If the stock stays flat through June 18th and both options expire worthless, I collect premium from both sides, keep my shares, and my cost basis drops further below $6. That is the scenario I am rooting for. And if one side gets assigned, I have already decided I am okay with either outcome: selling my shares at $6.50 or $7 or buying more at $5.
I will follow up on this trade in a future post once the positions are fully set.
The One Rule That Keeps It Honest
Before you run a covered strangle, answer this question.
Would I be okay owning 200 shares of this stock if things went sideways?
Not a rhetorical question. A real one.
If the answer is yes, the covered strangle is worth considering. If the answer is anything else, the regular wheel is the right move. The second lot of premium is only worth having if you are genuinely prepared for what it costs when the put gets assigned.
The strategy works best when you combine it with strike discipline. Do not sell the put at a strike you would not have sold anyway. Do not sell the call at a strike you would not have sold anyway. If both positions hold up on their own, the combination should too.
The Pick ‘em Paul Bottom Line
The covered strangle is not a magic trick. It is a logical extension of strategies you already understand.
You own shares. You sell a call. You also sell a put. You collect premium from both.
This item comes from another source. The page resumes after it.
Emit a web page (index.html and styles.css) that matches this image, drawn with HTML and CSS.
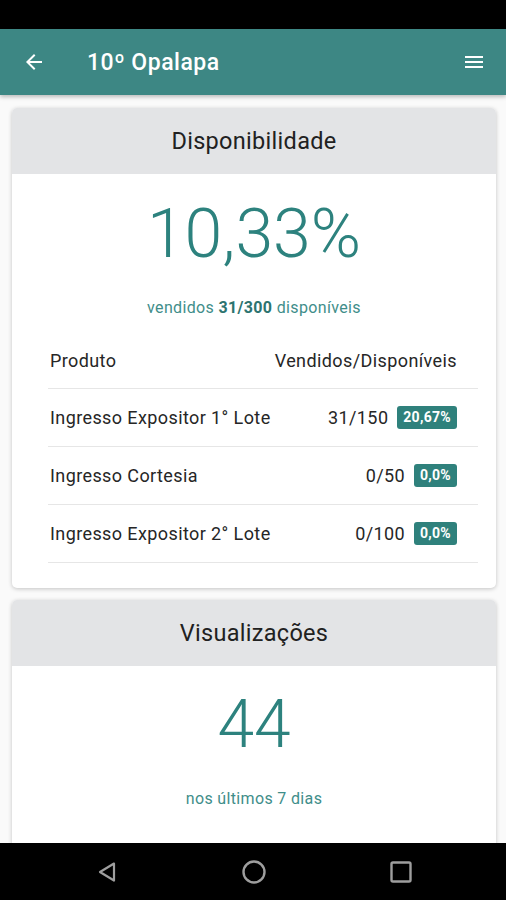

The stock only closes in one place, so only one side can trigger. If the stock stays flat, you collect both and hold your position. If you get assigned on the put, you were already okay owning more.
It accelerates cost basis reduction in slow markets. It does not require margin. And it fits naturally inside the wheel framework for anyone who is already comfortable with covered calls and cash-secured puts.
Like every options strategy, it is not for everyone, and it is not for every stock. But if you have been running the wheel for a while and you are looking for a logical next step, the covered strangle is worth understanding.
Pick ‘em Paul Rule: The covered strangle rewards patience and flat markets. The double premium is the upside. Owning more shares of a falling stock is the risk. Know which one you are prepared for before you place the trade.